OTM: People care what you have to say. They are investing in you by paying their hard-earned money to see you perform in concert. How did that initially make you feel, and how have you finally come to terms with this adjustment from back-up singer to having the spotlight squarely on you?
At the beginning, before the album was out, I found myself apologizing loads to the crowd like, “Sorry you don’t know the songs.” I found it difficult when I first headlined shows to know how to hold the attention of an audience. Since the album was released, and I had something solid to tour behind, it has gotten easier and my show is so much better! I remember my album had been out for a week in the UK and I was playing a festival called Bestival on The Isle of Wight.

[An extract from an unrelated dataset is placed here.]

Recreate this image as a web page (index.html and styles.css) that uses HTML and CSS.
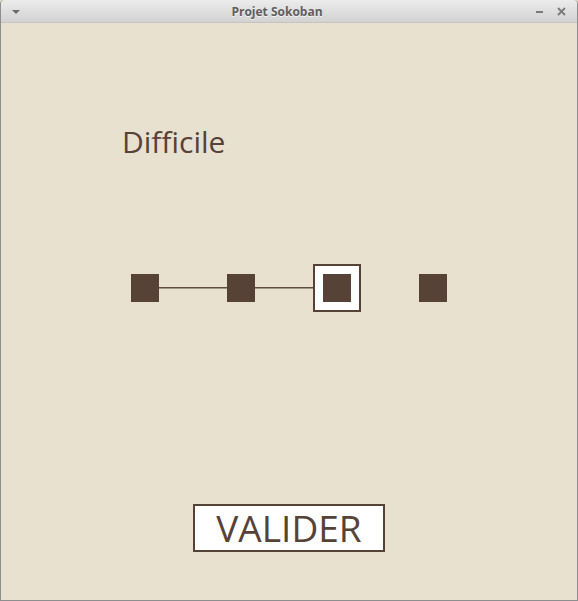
FILE: index.html
```html
<!DOCTYPE html>
<html lang="fr">
<head>
<meta charset="utf-8">
<title>Projet Sokoban</title>
<link rel="stylesheet" href="styles.css">
</head>
<body>
<div class="window">
  <div class="titlebar">
    <svg class="menu-icon" width="10" height="6" viewBox="0 0 10 6"><path d="M1 1 L9 1 L5 5 Z" fill="#6a6a6a"/></svg>
    <span class="title">Projet Sokoban</span>
    <div class="controls">
      <svg width="9" height="9" viewBox="0 0 9 9"><path d="M1 5 H8" stroke="#7a7a7a" stroke-width="2"/></svg>
      <svg width="9" height="9" viewBox="0 0 9 9"><path d="M1 1 L8 8 M8 1 L1 8" stroke="#7a7a7a" stroke-width="1.8"/></svg>
    </div>
  </div>
  <div class="content">
    <div class="label">Difficile</div>
    <div class="slider">
      <div class="node"></div>
      <div class="link"></div>
      <div class="node"></div>
      <div class="link"></div>
      <div class="node selected"></div>
      <div class="link empty"></div>
      <div class="node"></div>
    </div>
    <div class="actions">
      <button class="validate">VALIDER</button>
    </div>
  </div>
</div>
</body>
</html>
```
FILE: styles.css
```css
* { box-sizing: border-box; }
html, body { margin: 0; padding: 0; }
body { width: 578px; height: 601px; overflow: hidden; background: #e8e1d0; }

.window {
  width: 578px;
  height: 601px;
  border: 1px solid #8e8e8e;
  border-top: none;
  border-radius: 4px 4px 0 0;
  background: #e8e1d0;
  display: flex;
  flex-direction: column;
  overflow: hidden;
}

.titlebar {
  height: 23px;
  flex: none;
  display: flex;
  align-items: center;
  position: relative;
  background: linear-gradient(#ececec, #d2d2d2);
  border-bottom: 1px solid #c4c4c4;
  border-radius: 4px 4px 0 0;
}
.menu-icon { margin-left: 10px; margin-top: 1px; }
.title {
  flex: 1;
  text-align: center;
  font-family: "Open Sans", sans-serif;
  font-weight: bold;
  font-size: 12px;
  color: #5e5e5e;
  text-shadow: 0 1px 0 #f4f4f4;
  margin-right: 2px;
}
.controls { display: flex; gap: 13px; margin-right: 11px; }

.content {
  flex: 1;
  display: flex;
  flex-direction: column;
}

.label {
  font-family: "Open Sans", sans-serif;
  font-size: 30px;
  line-height: 40px;
  color: #574238;
  margin: 99px 0 0 121px;
}

.slider {
  display: flex;
  align-items: center;
  margin: 112px 0 0 130px;
  height: 28px;
}
.node {
  width: 28px;
  height: 28px;
  background: #574238;
  flex: none;
  position: relative;
}
.node.selected {
  box-shadow: 0 0 0 8px #ffffff, 0 0 0 10px #574238;
}
.link {
  width: 68px;
  height: 2px;
  flex: none;
  margin-top: -1px;
  background: linear-gradient(#5e4a40 50%, #a39585 50%);
}
.link.empty { background: none; }

.actions {
  display: flex;
  justify-content: center;
  margin-top: 202px;
}
.validate {
  width: 192px;
  height: 48px;
  border: 2px solid #574238;
  background: #ffffff;
  font-family: "Open Sans", sans-serif;
  font-size: 37px;
  line-height: 44px;
  color: #574238;
  padding: 0;
  margin: 0;
}
```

I had a big, big turnout for my show and had people singing songs off the album back at me. It was an amazing and wonderful experience.
OTM: You could very easily have a career as a club diva with driving, pulsating singles and thrive for years on the music scene. Or you could have a sustained career like Sade where your music has substance and it means something to people who hear the songs. What do you do?
I want to do a bit of both. I would like to dip into the dance music as I love doing it. That’s where I started. I also want to develop a style with my album too where they develop a ‘Jessie Ware’ sound people will recognize the moment they hear the song. To answer your question, I guess I’m a bit greedy, I want it all.